Construction of equilibrium activity diagrams for four component systems is performed by balancing reactions at a given temperature.42 For instance, in the system Na2O–Al2O3–SiO2–H2O, a reaction between amorphous silica and analcime can be represented by:

$${\mathrm{SiO}}_{2({\mathrm{am}})} = {\mathrm{SiO}}_2$$
(9)
$${\mathrm{NaAlSi}}_2{\mathrm{O}}_6 \cdot {\mathrm{H}}_2{\mathrm{O}} = {\mathrm{Na}}^ + + {\mathrm{AlO}}_2^ - + 2\,{\mathrm{Si}}_2{\mathrm{O}} + \,{\mathrm{H}}_2{\mathrm{O}}$$
(10)

Eqs. (8) and (9) are combined by eliminating aqueous $${\mathrm{SiO}}_2$$ and the resulting reaction is

$${\mathrm{NaAlSi}}_2{\mathrm{O}}_6 \cdot {\mathrm{H}}_2{\mathrm{O}} = {\mathrm{Na}}^ + + {\mathrm{AlO}}_2^ - + 2\,{\mathrm{SiO}}_{2({\mathrm{am}})} + {\mathrm{H}}_2{\mathrm{O}}$$
(11)

The solubility constant for the reaction (10) is expressed as

$$\log K = \log a_{{\mathrm{Na}}^ + } + \log a_{{\mathrm{AlO}}_2^ - } + \log a_{{\mathrm{H}}_2{\mathrm{O}}}$$
(12)

The boundary formed between amorphous silica and analcime in an activity diagram is determined by the log K value (which is the intercept in a diagram with x and y axes chosen as $$\log a_{{\mathrm{Na}}^ + }$$ and $$\log a_{{\mathrm{AlO}}_2^ - }$$).
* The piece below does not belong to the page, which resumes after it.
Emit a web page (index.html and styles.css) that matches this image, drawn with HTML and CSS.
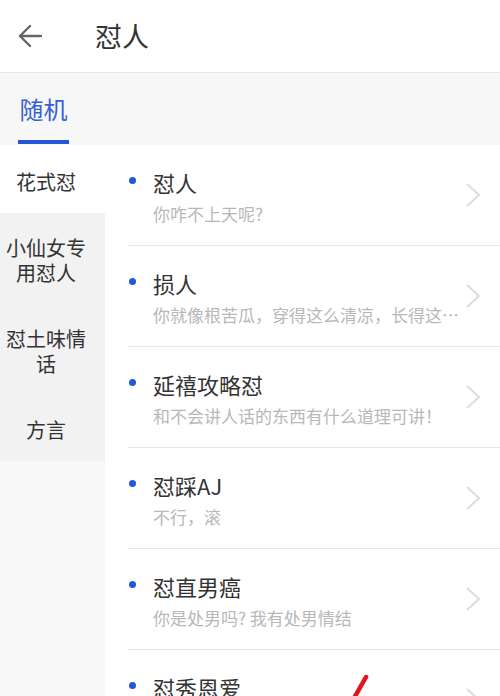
FILE: index.html
```html
<!DOCTYPE html>
<html>
<head>
	<title>怼人</title>
	<meta charset="UTF-8">
	<meta name="viewport" content="width=device-width, initial-scale=1.0">
	<link rel="stylesheet" href="styles.css">
</head>
<body>
	<div class="wrapper">
		<header class="topbar">
			<svg class="back" width="24" height="24" viewBox="0 0 24 24">
				<path d="M23 12H2M12 2L2 12L12 22" fill="none" stroke="#666" stroke-width="2.4" stroke-linecap="round" stroke-linejoin="round"/>
			</svg>
			<h1>怼人</h1>
		</header>
		<nav class="tabs">
			<div class="tab active">随机</div>
		</nav>
		<div class="main">
			<ul class="sidebar">
				<li class="selected">花式怼</li>
				<li>小仙女专用怼人</li>
				<li>怼土味情话</li>
				<li>方言</li>
			</ul>
			<ul class="list">
				<li class="row">
					<span class="dot"></span>
					<div class="row-body">
						<div class="row-title">怼人</div>
						<div class="row-sub">你咋不上天呢?</div>
					</div>
					<svg class="chevron" width="16" height="24" viewBox="0 0 16 24"><path d="M2 1L14 12L2 23" fill="none" stroke="#dcdcdc" stroke-width="2"/></svg>
				</li>
				<li class="row">
					<span class="dot"></span>
					<div class="row-body">
						<div class="row-title">损人</div>
						<div class="row-sub">你就像根苦瓜，穿得这么清凉，长得这么败火。</div>
					</div>
					<svg class="chevron" width="16" height="24" viewBox="0 0 16 24"><path d="M2 1L14 12L2 23" fill="none" stroke="#dcdcdc" stroke-width="2"/></svg>
				</li>
				<li class="row">
					<span class="dot"></span>
					<div class="row-body">
						<div class="row-title">延禧攻略怼</div>
						<div class="row-sub">和不会讲人话的东西有什么道理可讲！</div>
					</div>
					<svg class="chevron" width="16" height="24" viewBox="0 0 16 24"><path d="M2 1L14 12L2 23" fill="none" stroke="#dcdcdc" stroke-width="2"/></svg>
				</li>
				<li class="row">
					<span class="dot"></span>
					<div class="row-body">
						<div class="row-title">怼踩AJ</div>
						<div class="row-sub">不行，滚</div>
					</div>
					<svg class="chevron" width="16" height="24" viewBox="0 0 16 24"><path d="M2 1L14 12L2 23" fill="none" stroke="#dcdcdc" stroke-width="2"/></svg>
				</li>
				<li class="row">
					<span class="dot"></span>
					<div class="row-body">
						<div class="row-title">怼直男癌</div>
						<div class="row-sub">你是处男吗? 我有处男情结</div>
					</div>
					<svg class="chevron" width="16" height="24" viewBox="0 0 16 24"><path d="M2 1L14 12L2 23" fill="none" stroke="#dcdcdc" stroke-width="2"/></svg>
				</li>
				<li class="row">
					<span class="dot"></span>
					<div class="row-body">
						<div class="row-title">怼秀恩爱</div>
						<div class="row-sub">秀恩爱，死得快</div>
					</div>
					<svg class="chevron" width="16" height="24" viewBox="0 0 16 24"><path d="M2 1L14 12L2 23" fill="none" stroke="#dcdcdc" stroke-width="2"/></svg>
				</li>
			</ul>
		</div>
		<!-- red pen mark drawn over the screenshot -->
		<svg class="pen-mark" width="26" height="26" viewBox="0 0 26 26">
			<path d="M8 30L21 7" fill="none" stroke="#e3141c" stroke-width="4.5" stroke-linecap="round"/>
		</svg>
	</div>
</body>
</html>
```

FILE: styles.css
```css
body {
	margin: 0;
	padding: 0;
	background-color: #fff;
	font-family: "Noto Sans CJK SC", "Noto Sans", sans-serif;
	color: #333;
}
ul {
	list-style: none;
	margin: 0;
	padding: 0;
}
.wrapper {
	display: flex;
	flex-direction: column;
	height: 100vh;
	overflow: hidden;
	position: relative;
}
.topbar {
	display: flex;
	align-items: center;
	height: 72px;
	padding-left: 18px;
	border-bottom: 1px solid #e6e6e6;
	flex-shrink: 0;
}
.topbar h1 {
	margin: 0 0 0 53px;
	font-size: 27px;
	font-weight: normal;
	line-height: 36px;
	color: #333;
}
.tabs {
	display: flex;
	height: 72px;
	padding-left: 18px;
	background-color: #f7f7f7;
	flex-shrink: 0;
}
.tab {
	width: 51px;
	margin-top: 22px;
	height: 28px;
	padding-bottom: 17px;
	font-size: 24px;
	line-height: 28px;
	text-align: center;
	color: #3560d8;
}
.tab.active {
	border-bottom: 4px solid #2655d6;
}
.main {
	display: flex;
	flex-grow: 1;
}
.sidebar {
	width: 105px;
	flex-shrink: 0;
	background-color: #f8f8f8;
}
.sidebar li {
	padding: 22px 13px 19px 0;
	font-size: 20px;
	line-height: 25px;
	text-align: center;
	background-color: #f2f2f2;
}
.sidebar li.selected {
	padding-top: 24px;
	background-color: #fff;
}
.list {
	flex-grow: 1;
	min-width: 0;
}
.row {
	display: flex;
	height: 100px;
	margin-left: 23px;
	padding-left: 1px;
	border-bottom: 1px solid #e6e6e6;
}
.dot {
	width: 7px;
	height: 7px;
	margin-top: 32px;
	margin-right: 17px;
	border-radius: 50%;
	background-color: #1f57e0;
	flex-shrink: 0;
}
.row-body {
	flex-grow: 1;
	min-width: 0;
	padding-top: 22px;
	margin-right: 4px;
}
.row-title {
	font-size: 22px;
	line-height: 30px;
	color: #333;
}
.row-sub {
	margin-top: 5px;
	font-size: 17px;
	line-height: 24px;
	color: #b8b8b8;
	white-space: nowrap;
	overflow: hidden;
	text-overflow: ellipsis;
}
.chevron {
	align-self: center;
	margin-right: 19px;
	flex-shrink: 0;
}
.pen-mark {
	position: absolute;
	left: 345px;
	top: 670px;
}
```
The activity coefficient of the aqueous species at a given temperature is calculated with the GEMS code using the embedded PSI-Nagra 12/07 TDB database.91 The activity of water is assumed to be equal to 1. For the other Na-zeolites, similar calculations are performed to stablish the phase boundaries for the Na2O–Al2O3–SiO2–H2O system. An, a similar approach is once again used for determining the phase boundaries of the CaO–Al2O3–SiO2–H2O and K2O–Al2O3–SiO2–H2O systems.